# RECORDS SUPPLIED start

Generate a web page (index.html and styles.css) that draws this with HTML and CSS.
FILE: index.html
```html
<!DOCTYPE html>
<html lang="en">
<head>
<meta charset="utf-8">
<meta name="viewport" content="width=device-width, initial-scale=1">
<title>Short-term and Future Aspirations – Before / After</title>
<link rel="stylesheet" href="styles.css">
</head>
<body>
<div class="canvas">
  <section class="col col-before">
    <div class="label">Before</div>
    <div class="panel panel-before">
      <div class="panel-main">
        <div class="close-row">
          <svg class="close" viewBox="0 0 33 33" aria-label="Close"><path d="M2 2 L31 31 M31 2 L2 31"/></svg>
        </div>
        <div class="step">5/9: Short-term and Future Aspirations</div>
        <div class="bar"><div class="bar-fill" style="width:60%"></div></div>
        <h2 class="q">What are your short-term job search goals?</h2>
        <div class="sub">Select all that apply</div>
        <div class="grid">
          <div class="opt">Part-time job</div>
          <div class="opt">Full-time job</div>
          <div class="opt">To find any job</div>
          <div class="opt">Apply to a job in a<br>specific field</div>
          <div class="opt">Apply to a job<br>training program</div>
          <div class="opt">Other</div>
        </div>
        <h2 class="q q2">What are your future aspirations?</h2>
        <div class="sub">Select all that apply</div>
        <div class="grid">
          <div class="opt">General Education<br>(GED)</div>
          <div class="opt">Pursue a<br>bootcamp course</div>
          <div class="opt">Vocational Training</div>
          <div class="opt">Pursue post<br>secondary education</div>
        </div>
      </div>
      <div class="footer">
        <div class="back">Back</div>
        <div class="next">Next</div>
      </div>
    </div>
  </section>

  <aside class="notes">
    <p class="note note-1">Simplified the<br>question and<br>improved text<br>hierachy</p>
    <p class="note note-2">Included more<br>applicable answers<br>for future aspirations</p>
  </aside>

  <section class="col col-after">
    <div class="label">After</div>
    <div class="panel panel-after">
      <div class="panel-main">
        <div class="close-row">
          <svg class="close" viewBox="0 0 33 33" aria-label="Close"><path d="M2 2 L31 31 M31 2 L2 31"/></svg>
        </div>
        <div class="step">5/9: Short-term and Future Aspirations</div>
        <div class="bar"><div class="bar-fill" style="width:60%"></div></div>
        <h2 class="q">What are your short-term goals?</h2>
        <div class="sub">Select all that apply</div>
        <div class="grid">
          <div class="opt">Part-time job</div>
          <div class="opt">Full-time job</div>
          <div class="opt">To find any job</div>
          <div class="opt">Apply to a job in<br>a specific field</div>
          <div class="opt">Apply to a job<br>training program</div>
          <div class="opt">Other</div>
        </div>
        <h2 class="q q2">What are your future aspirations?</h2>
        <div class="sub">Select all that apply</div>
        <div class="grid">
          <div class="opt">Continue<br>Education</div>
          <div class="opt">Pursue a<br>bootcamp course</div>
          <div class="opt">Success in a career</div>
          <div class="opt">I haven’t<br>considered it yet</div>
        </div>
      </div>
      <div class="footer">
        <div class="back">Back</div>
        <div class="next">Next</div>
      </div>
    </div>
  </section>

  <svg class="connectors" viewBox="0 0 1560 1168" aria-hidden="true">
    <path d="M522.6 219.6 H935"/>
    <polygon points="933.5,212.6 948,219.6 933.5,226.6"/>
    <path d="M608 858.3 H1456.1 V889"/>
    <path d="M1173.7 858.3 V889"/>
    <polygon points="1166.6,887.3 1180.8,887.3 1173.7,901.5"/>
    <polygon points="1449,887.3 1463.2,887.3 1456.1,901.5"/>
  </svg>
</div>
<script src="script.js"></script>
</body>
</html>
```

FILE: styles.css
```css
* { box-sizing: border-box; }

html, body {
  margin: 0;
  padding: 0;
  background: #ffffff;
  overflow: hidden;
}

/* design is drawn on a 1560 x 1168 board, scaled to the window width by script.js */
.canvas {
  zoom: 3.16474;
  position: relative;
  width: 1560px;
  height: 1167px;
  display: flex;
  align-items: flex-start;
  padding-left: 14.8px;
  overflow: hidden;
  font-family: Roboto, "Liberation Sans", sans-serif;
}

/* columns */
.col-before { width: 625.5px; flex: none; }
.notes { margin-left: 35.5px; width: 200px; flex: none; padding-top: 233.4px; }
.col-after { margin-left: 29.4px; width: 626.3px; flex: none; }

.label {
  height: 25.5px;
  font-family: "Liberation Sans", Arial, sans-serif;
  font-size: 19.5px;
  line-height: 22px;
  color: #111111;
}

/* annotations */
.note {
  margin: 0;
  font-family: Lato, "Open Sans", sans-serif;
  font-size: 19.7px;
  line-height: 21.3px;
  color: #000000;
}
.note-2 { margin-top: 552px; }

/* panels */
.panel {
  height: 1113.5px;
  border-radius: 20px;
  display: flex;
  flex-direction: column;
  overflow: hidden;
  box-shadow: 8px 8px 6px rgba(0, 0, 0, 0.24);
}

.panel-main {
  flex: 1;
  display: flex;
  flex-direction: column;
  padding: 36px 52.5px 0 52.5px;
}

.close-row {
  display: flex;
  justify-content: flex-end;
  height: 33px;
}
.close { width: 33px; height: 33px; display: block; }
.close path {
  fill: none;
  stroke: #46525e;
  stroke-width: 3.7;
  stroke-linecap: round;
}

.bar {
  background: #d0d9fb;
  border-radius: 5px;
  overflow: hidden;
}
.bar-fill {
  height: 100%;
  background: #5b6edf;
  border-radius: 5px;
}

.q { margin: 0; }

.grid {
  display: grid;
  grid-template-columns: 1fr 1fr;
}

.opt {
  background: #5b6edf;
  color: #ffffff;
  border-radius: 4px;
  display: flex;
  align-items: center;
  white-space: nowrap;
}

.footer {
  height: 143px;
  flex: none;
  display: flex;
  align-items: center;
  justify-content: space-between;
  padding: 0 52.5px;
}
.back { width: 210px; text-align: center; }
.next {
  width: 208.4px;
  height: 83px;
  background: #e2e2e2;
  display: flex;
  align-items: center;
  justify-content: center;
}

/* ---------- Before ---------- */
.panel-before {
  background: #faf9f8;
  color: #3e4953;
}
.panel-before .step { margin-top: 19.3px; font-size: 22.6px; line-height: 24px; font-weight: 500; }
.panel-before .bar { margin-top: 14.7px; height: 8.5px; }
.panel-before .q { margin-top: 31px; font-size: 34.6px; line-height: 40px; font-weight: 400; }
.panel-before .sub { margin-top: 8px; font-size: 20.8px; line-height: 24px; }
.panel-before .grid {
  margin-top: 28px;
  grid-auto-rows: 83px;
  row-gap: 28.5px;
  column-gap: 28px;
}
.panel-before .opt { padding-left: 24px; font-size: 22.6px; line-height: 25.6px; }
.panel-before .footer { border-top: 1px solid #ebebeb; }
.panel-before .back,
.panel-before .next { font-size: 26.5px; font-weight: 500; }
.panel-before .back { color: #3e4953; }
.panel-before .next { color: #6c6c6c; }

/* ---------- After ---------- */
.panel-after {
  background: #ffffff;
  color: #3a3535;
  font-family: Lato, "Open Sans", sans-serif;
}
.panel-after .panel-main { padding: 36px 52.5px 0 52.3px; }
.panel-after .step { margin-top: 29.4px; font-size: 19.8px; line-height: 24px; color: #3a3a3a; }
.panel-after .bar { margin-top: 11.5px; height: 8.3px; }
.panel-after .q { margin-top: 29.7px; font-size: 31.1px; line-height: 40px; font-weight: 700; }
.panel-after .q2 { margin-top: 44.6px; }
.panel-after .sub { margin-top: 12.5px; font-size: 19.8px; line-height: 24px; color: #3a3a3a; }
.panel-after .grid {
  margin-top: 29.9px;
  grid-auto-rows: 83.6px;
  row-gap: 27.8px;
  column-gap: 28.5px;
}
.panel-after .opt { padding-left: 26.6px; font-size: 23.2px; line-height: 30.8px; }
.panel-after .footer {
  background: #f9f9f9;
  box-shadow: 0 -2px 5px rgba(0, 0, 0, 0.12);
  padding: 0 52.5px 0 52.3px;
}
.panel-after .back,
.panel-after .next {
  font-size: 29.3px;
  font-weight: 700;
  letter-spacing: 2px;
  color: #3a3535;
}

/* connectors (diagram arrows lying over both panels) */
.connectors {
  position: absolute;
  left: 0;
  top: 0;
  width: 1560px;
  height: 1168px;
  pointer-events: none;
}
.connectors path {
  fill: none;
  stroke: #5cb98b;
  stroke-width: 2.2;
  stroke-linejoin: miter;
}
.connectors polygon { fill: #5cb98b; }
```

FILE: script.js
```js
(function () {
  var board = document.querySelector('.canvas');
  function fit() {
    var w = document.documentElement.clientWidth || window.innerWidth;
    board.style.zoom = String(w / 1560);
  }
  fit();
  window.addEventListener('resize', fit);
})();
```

# RECORDS SUPPLIED end
# RECORDS SUPPLIED start

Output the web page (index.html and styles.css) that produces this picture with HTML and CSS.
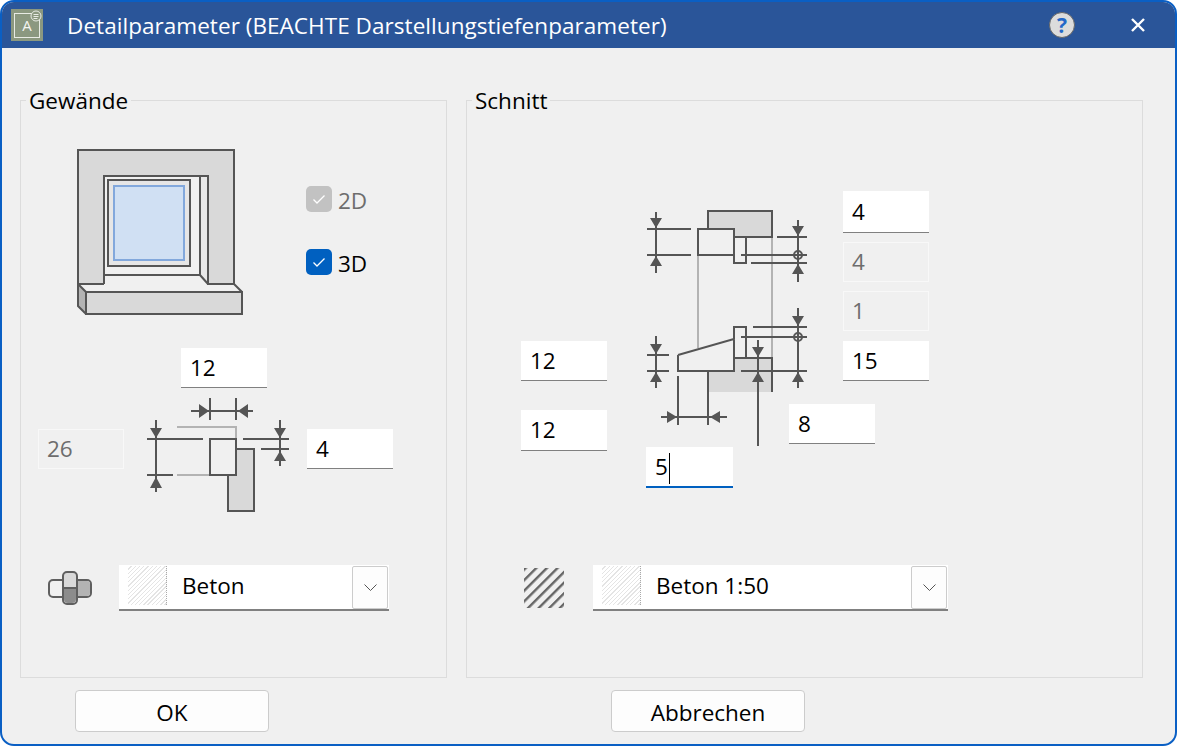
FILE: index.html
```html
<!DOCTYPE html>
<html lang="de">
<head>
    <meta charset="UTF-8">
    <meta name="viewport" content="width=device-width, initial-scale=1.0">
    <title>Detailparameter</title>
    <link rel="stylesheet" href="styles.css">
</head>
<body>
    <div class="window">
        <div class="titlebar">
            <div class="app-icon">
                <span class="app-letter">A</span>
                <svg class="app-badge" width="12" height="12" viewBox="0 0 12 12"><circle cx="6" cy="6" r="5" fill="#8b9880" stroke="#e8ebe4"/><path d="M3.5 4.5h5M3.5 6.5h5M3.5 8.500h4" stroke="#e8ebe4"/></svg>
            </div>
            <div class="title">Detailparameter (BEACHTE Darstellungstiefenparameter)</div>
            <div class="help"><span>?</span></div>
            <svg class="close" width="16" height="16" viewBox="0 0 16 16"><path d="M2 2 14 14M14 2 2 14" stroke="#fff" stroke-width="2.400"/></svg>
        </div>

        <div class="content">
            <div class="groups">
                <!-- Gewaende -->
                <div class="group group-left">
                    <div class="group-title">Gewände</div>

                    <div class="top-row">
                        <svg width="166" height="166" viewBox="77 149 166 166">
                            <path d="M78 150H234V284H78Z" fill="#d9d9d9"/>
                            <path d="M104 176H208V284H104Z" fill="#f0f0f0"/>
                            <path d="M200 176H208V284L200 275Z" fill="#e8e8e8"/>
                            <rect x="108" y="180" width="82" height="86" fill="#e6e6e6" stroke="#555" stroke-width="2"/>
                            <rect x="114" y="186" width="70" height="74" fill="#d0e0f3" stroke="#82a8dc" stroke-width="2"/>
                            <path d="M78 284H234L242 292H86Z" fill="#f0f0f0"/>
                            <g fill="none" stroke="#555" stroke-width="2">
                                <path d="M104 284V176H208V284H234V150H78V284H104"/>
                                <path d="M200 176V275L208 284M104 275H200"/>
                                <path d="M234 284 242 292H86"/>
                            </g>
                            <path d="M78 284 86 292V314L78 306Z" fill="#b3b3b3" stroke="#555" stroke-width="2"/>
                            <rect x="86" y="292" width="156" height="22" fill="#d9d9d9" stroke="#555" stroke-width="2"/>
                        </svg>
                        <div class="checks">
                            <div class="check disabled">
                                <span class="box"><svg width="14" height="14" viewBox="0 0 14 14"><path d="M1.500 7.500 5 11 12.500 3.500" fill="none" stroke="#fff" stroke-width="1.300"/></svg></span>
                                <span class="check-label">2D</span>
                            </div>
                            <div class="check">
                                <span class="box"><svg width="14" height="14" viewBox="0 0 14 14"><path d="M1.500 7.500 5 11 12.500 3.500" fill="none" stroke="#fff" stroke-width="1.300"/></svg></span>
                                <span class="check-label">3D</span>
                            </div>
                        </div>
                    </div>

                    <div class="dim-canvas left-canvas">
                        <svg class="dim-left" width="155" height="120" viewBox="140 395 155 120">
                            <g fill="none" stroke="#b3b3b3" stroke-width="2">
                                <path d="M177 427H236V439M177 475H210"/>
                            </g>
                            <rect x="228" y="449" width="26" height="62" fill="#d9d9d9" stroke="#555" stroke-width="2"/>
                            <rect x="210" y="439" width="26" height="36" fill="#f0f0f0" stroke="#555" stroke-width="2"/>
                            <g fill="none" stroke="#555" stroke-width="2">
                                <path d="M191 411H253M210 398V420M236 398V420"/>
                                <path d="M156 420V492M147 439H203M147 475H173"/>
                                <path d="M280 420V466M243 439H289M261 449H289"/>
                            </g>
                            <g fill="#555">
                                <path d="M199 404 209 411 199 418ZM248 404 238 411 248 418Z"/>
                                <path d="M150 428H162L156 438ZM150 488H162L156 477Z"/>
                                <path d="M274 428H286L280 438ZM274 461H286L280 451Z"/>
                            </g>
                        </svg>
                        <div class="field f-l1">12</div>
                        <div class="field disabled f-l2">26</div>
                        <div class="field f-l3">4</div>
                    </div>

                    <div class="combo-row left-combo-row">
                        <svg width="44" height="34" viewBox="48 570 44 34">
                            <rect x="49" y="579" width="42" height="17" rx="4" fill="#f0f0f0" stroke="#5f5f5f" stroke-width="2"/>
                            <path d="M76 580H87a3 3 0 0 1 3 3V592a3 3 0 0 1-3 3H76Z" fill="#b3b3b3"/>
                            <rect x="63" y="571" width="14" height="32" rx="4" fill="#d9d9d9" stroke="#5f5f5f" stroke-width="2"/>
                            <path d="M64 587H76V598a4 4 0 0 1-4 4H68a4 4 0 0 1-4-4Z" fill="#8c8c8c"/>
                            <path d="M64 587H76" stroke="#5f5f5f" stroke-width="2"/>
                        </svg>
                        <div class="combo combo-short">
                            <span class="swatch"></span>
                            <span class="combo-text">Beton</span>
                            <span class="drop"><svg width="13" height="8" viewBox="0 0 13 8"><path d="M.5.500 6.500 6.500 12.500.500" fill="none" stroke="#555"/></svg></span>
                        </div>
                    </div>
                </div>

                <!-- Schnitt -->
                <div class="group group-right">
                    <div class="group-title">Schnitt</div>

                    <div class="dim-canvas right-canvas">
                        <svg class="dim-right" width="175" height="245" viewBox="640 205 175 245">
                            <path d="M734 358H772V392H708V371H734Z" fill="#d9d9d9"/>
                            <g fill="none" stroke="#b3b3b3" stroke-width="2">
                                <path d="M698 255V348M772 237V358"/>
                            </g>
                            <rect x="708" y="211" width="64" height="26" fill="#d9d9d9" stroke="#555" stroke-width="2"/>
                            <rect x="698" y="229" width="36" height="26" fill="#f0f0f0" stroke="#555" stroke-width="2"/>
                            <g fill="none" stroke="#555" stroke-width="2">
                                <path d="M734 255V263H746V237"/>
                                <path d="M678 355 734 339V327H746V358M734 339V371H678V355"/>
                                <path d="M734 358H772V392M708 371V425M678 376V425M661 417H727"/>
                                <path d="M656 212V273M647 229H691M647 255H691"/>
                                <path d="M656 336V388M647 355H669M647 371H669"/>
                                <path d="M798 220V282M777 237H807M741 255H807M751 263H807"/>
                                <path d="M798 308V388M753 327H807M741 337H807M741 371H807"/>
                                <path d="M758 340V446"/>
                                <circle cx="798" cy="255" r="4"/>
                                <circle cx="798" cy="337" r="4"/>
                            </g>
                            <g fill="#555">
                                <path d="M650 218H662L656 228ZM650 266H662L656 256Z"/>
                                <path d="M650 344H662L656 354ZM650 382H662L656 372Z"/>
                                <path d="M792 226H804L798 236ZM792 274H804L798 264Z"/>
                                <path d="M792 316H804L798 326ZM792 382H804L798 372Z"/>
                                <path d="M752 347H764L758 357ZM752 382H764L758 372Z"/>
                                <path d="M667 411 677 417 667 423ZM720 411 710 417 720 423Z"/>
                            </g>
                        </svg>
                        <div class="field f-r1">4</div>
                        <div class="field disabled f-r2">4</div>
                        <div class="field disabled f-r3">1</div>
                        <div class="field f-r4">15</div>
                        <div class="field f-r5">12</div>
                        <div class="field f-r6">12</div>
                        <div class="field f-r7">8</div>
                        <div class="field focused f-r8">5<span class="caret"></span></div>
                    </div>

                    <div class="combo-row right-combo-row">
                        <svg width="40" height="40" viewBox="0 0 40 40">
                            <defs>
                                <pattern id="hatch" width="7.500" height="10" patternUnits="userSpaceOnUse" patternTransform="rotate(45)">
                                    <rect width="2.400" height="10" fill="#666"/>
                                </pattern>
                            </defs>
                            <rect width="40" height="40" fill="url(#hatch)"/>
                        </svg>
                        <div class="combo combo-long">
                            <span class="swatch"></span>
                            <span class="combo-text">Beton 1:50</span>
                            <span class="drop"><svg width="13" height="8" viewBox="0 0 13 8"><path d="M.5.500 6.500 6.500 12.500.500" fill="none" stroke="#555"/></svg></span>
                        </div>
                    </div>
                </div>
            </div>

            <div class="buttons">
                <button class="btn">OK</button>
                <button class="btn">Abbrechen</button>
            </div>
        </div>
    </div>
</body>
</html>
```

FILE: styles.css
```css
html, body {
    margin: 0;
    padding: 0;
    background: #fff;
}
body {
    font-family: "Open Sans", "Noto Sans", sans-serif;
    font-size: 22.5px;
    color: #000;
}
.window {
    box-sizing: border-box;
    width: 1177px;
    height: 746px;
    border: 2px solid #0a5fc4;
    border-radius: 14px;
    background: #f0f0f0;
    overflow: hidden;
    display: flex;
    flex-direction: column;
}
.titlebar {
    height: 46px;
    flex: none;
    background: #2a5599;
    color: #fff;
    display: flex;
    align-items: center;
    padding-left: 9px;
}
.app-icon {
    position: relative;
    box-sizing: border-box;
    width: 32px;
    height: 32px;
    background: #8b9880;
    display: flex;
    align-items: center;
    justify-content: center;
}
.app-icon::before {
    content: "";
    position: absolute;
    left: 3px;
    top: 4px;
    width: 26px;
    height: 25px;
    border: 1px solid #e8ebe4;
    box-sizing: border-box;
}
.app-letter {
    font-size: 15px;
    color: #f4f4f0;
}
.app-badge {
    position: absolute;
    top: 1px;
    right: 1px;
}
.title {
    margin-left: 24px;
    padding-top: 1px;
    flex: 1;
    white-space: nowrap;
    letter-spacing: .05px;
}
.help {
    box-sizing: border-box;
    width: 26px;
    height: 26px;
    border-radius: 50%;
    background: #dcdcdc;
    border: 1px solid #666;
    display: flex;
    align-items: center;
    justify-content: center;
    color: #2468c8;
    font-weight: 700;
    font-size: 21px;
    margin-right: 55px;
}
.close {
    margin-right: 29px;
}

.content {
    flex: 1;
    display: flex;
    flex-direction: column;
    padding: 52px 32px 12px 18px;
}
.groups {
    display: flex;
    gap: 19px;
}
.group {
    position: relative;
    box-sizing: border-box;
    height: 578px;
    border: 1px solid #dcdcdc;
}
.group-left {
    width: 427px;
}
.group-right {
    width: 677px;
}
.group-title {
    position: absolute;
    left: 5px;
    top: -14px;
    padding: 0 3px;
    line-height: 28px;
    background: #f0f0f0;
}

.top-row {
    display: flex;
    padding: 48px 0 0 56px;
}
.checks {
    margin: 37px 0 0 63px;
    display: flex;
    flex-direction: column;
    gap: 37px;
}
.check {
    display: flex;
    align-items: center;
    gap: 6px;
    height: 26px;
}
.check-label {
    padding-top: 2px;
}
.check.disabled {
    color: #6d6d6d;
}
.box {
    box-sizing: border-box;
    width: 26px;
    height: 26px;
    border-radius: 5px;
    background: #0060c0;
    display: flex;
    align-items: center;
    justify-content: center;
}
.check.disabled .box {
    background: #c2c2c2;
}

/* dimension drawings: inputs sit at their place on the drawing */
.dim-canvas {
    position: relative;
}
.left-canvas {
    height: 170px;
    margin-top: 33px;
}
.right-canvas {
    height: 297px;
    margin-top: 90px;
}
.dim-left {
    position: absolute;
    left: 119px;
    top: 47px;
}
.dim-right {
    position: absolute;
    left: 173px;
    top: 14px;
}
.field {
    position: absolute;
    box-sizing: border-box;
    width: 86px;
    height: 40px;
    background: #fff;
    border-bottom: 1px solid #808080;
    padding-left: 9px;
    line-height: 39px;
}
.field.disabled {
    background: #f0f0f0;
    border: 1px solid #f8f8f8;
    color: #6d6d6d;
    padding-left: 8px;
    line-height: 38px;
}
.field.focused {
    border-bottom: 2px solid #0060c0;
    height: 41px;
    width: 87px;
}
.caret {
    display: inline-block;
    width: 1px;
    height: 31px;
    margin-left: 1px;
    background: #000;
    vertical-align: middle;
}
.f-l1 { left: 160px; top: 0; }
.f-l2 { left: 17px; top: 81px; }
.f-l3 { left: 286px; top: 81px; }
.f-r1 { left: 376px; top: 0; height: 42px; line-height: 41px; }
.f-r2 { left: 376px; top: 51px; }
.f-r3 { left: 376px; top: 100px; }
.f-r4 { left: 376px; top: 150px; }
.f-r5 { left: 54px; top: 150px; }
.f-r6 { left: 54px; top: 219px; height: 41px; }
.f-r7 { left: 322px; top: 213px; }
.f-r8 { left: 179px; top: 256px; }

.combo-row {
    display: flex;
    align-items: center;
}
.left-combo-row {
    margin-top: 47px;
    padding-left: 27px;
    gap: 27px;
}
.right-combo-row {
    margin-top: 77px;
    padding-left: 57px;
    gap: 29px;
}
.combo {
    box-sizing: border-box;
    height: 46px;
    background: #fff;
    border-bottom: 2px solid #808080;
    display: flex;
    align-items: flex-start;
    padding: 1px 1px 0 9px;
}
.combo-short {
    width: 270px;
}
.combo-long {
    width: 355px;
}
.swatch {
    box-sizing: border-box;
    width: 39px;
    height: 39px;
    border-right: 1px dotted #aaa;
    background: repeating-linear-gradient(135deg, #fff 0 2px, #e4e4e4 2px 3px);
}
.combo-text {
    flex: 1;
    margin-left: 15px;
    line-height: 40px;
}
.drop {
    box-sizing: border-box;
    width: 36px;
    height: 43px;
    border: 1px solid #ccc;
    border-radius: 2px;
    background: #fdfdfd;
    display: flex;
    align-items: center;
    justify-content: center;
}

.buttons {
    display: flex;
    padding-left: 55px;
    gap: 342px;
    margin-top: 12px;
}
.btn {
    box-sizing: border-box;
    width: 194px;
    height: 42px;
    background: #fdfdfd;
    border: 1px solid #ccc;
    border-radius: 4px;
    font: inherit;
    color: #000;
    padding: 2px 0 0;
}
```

# RECORDS SUPPLIED end

→ **WHAT THE EXERCISE ASKS**: Of the lines in the data, how many hold the string "index"? State the number, nothing else.

→ **ANSWER**: 4